Orang Minahasa Masa Lalu
Bila kita menengok kebelakang, banyak informasi menunjukan bahwa bentuk komunitas orang Minahasa pada zaman lampau sebenarnya berbentuk “tribe”. George Foster5 menyebutnya sebagai komunitas yang menjalankan “tribal system” atau kelompok masyarakat pedalaman dimana pokok kehidupan mereka bersandar pada ladang pertanian. Sedangkan unit politik mereka yang tertinggi adalah “Walak”6. Unsur lain yang menonjol dalam walak itu “ bahwa semua orang yang hidup dalam satu walak mempunyai pertautan darah satu sama lain”. Sedangkan di dalam seluruh Walak, hidup suatu keyakinan bahwa anggota Walak manapun juga, mempunyai garis keturunan yang sama.

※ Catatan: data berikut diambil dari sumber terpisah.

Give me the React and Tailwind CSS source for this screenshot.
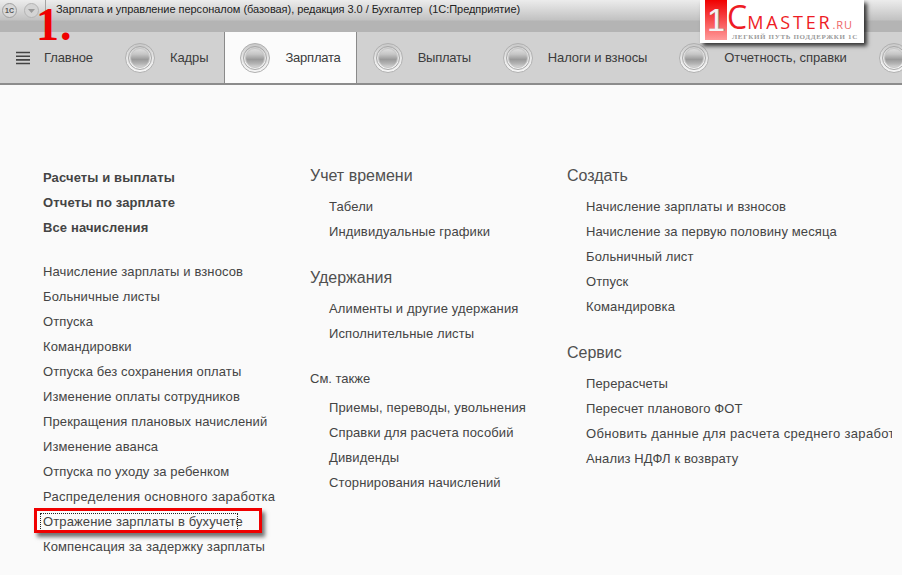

Diketahui, sejak masa sebelum abad ke 17 di ditengah-tengah kehidupan pranata orang Minahasa, telah terdapat pemimpin yang disebut Walak. Walak ini, dipilih dari antara komunitas orang Minahasa itu sendiri. Sebagai seorang kepala walak dia juga dibenarkan memangku jabatan rangkap sebagai “walian” atau pendeta religi pribumi. Sebab, dalam pandangan orang Minahasa tradisional, bertambahnya fungsi seorang kepala walak secara otomatis akan meningkatkan tanggungjawab dan kekuasaanya dengan lebih mutlak. Tetapi, rangkap jabatan, juga mengharuskan seorang walak meluaskan pengetahuannya untuk menjelaskan kelakuan alam dari tanda-tanda permulaan akan datangnya gempa bumi, banjir, musim kering, dan wabah penyakit, supaya kelompoknya dapat terhindar dari musibah. Keharusan lain yang dia pikul, yakni mencarikan jalan keluar bila ada persoalan yang muncul di wilayah kekuasaannya. Sebagai kepala walak yang merangkap jabatan walian, dia juga terbebani untuk selalu mawas diri terhadap batas-batas kekuasaan yang diberikan kelompoknya pada dirinya.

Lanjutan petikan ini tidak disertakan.